Faculty Notes for January 2021


Chris Anson is lead author (with Susanne Hall, Michael Pemberton, and Cary Moskowitz) of “Reuse in STEM Research Writing: Rhetorical and Practical Considerations and Challenges,” published in AILA Review, Vol. 33: Linguistic Recycling.


Helen Burgess published a book chapter, “The Voice of the Polyrhetor: Physical Computing and the (e-)Literature of Things,” in Electronic Literature as Digital Humanities (Bloomsbury Press).


Michael Carter’s article “The Construction of Value in Science Research Articles: A Quantitative Study of Topoi Used in Introductions” was published online in Written Communication on January 5.


On January 27, The Syndrome Magazine published Daun Daemon’s humorous personal essay “Hubby Tales in Lockdown: Here with Us, All the Time.”


Anna Gibson was invited to participate in the V21 Collations: Book Forum in response to David Coombs’s book Reading With the Senses in Victorian Literature and Science (her response can be found here).


Hans Kellner published “Against Declarativity” in Prometeica: Revista de Filosofia y Ciencias (22).


Catherine Mainland was the subject of the MALS Faculty Spotlight on January 11.

On January 27, she was featured in the CHASS Faculty Spotlight.


Jason Miller spoke via Zoom at Yale University to commemorate MLK Day with 292 online participants.

Poet Kwame Alexander issued a nationwide challenge on NPR by using a teaching lesson from the King’s First Dream digital project.

On January 27, Miller presented at Southern Lee High School to four sections of ENG I.

His invited op-ed on MLK, “How the FBI Treated Him: Revisiting a Painful Historical Double-Standard,” was published in the New York Daily Times.

On February 16, he will appear at Jordan High School.

Also on February 16, Miller will appear later at Malaprop’s Bookstore at 6 pm (via Zoom) to promote his new biography of Langston Hughes

He will speak at Hunt Library on February 23 (noon) about the new iPearl Immersion Theater digital installation of “When MLK and the KKK Met in Raleigh.”  

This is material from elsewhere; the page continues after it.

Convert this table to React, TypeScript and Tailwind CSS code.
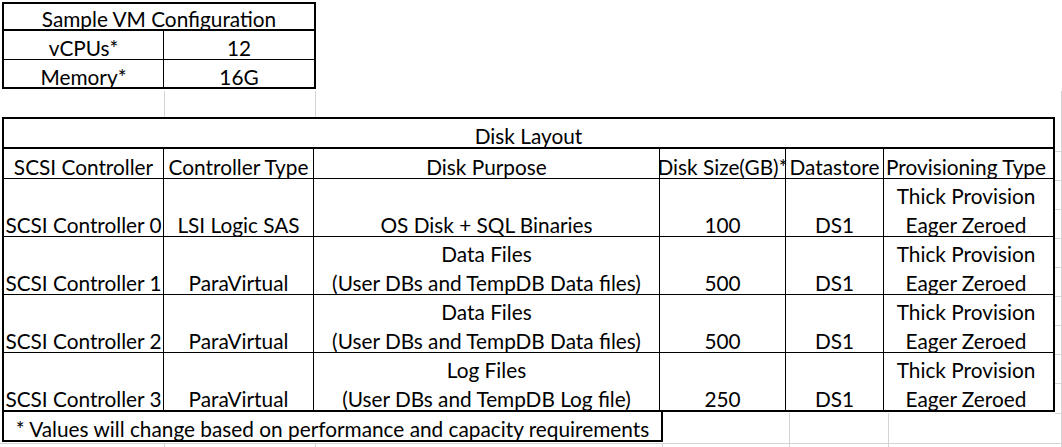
import React from "react";

type Row = {
  ctrl: string;
  type: string;
  purpose: string[];
  size: string;
  ds: string;
  prov: string[];
};

const rows: Row[] = [
  { ctrl: "SCSI Controller 0", type: "LSI Logic SAS", purpose: ["OS Disk + SQL Binaries"], size: "100", ds: "DS1", prov: ["Thick Provision", "Eager Zeroed"] },
  { ctrl: "SCSI Controller 1", type: "ParaVirtual", purpose: ["Data Files", "(User DBs and TempDB Data files)"], size: "500", ds: "DS1", prov: ["Thick Provision", "Eager Zeroed"] },
  { ctrl: "SCSI Controller 2", type: "ParaVirtual", purpose: ["Data Files", "(User DBs and TempDB Data files)"], size: "500", ds: "DS1", prov: ["Thick Provision", "Eager Zeroed"] },
  { ctrl: "SCSI Controller 3", type: "ParaVirtual", purpose: ["Log Files", "(User DBs and TempDB Log file)"], size: "250", ds: "DS1", prov: ["Thick Provision", "Eager Zeroed"] },
];

const colW = ["w-[160px]", "w-[150px]", "w-[346px]", "w-[126px]", "w-[98px]", "w-[164px]"];

function Cell({ w, last, children }: { w: string; last?: boolean; children: React.ReactNode }) {
  return (
    <div
      className={
        "flex flex-col items-center justify-end whitespace-nowrap text-center " +
        w +
        (last ? "" : " border-r border-black")
      }
    >
      <div className="translate-y-[3px] flex flex-col items-center">{children}</div>
    </div>
  );
}

function Lines({ lines }: { lines: string[] }) {
  return (
    <>
      {lines.map((l, i) => (
        <div key={i}>{l}</div>
      ))}
    </>
  );
}

export default function App() {
  const hStubs = [151, 180, 209, 238, 267, 296, 325, 354, 383, 413, 443];
  return (
    <div className="relative w-[1062px] h-[447px] overflow-hidden bg-white text-black font-[Lato,sans-serif] text-[20.8px]">
      {/* background gridlines */}
      <div className="absolute inset-0 z-0" aria-hidden>
        <div className="absolute left-[164px] top-[91px] h-[28px] w-px bg-[#d4d4d4]" />
        <div className="absolute left-[315px] top-[91px] h-[28px] w-px bg-[#d4d4d4]" />
        <div className="absolute left-[1061px] top-[91px] bottom-0 w-px bg-[#d4d4d4]" />
        {hStubs.map((y) => (
          <div key={y} className="absolute left-[1055px] w-[7px] h-px bg-[#d4d4d4]" style={{ top: y }} />
        ))}
        <div className="absolute left-0 right-0 top-[443px] h-px bg-[#d4d4d4]" />
        <div className="absolute left-[164px] top-[443px] bottom-0 w-px bg-[#d4d4d4]" />
        <div className="absolute left-[315px] top-[443px] bottom-0 w-px bg-[#d4d4d4]" />
        <div className="absolute left-[662px] top-[443px] bottom-0 w-px bg-[#d4d4d4]" />
        <div className="absolute left-[789px] top-[413px] bottom-0 w-px bg-[#d4d4d4]" />
        <div className="absolute left-[888px] top-[413px] bottom-0 w-px bg-[#d4d4d4]" />
      </div>

      <div className="relative z-10 flex flex-col items-start pl-[2px] pt-[2px]">
        {/* Sample VM Configuration */}
        <div className="w-[314px] border-2 border-black bg-white">
          <div className="h-[27px] leading-[27px] flex items-end justify-center border-b-2 border-black whitespace-nowrap">
            <span className="translate-y-[3px]">Sample VM Configuration</span>
          </div>
          <div className="flex h-[29px] border-b border-black leading-[28px]">
            <div className="w-[160px] border-r border-black flex items-end justify-center">
              <span className="translate-y-[3px]">vCPUs*</span>
            </div>
            <div className="flex-1 flex items-end justify-center">
              <span className="translate-y-[3px]">12</span>
            </div>
          </div>
          <div className="flex h-[27px] leading-[27px]">
            <div className="w-[160px] border-r border-black flex items-end justify-center">
              <span className="translate-y-[3px]">Memory*</span>
            </div>
            <div className="flex-1 flex items-end justify-center">
              <span className="translate-y-[3px]">16G</span>
            </div>
          </div>
        </div>

        {/* Disk Layout */}
        <div className="mt-[28px] w-[1053px] border-2 border-black bg-white">
          <div className="h-[30px] leading-[28px] flex items-start justify-center border-b-2 border-black">
            <span className="translate-y-[3px]">Disk Layout</span>
          </div>
          <div className="flex h-[30px] leading-[29px] border-b border-black">
            <Cell w={colW[0]}>SCSI Controller</Cell>
            <Cell w={colW[1]}>Controller Type</Cell>
            <Cell w={colW[2]}>Disk Purpose</Cell>
            <Cell w={colW[3]}>Disk Size(GB)*</Cell>
            <Cell w={colW[4]}>Datastore</Cell>
            <Cell w={colW[5]} last>
              Provisioning Type
            </Cell>
          </div>
          {rows.map((r, i) => (
            <div
              key={i}
              className={
                "flex leading-[29px] " + (i < rows.length - 1 ? "h-[58px] border-b border-black" : "h-[57px]")
              }
            >
              <Cell w={colW[0]}>{r.ctrl}</Cell>
              <Cell w={colW[1]}>{r.type}</Cell>
              <Cell w={colW[2]}>
                <Lines lines={r.purpose} />
              </Cell>
              <Cell w={colW[3]}>{r.size}</Cell>
              <Cell w={colW[4]}>{r.ds}</Cell>
              <Cell w={colW[5]} last>
                <Lines lines={r.prov} />
              </Cell>
            </div>
          ))}
        </div>

        {/* footer note */}
        <div className="w-[661px] h-[30px] border-2 border-t-0 border-black bg-white leading-[28px] flex items-start justify-center whitespace-nowrap">
          <span className="translate-y-[3px]">* Values will change based on performance and capacity requirements</span>
        </div>
      </div>
    </div>
  );
}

Tim Stinson is co-PI on a recently funded Research and Innovation Seed Funding Grant entitled “Medieval Monks Meet Modern Science: Using Genetics to Unlock the Secrets of Medieval Parchment Books and their Makers.” He will collaborate with Kelly Meiklejohn, Matthew Breen, and Benjamin Callahan of the College of Veterinary Medicine and with the Rubenstein Rare Book & Manuscript Library at Duke University to refine genetic testing protocols for medieval and early modern parchment.

On January 27, Stinson was a guest on the Folger Library’s Virtually Everything program, where he was interviewed by Folger Director Michael Witmore.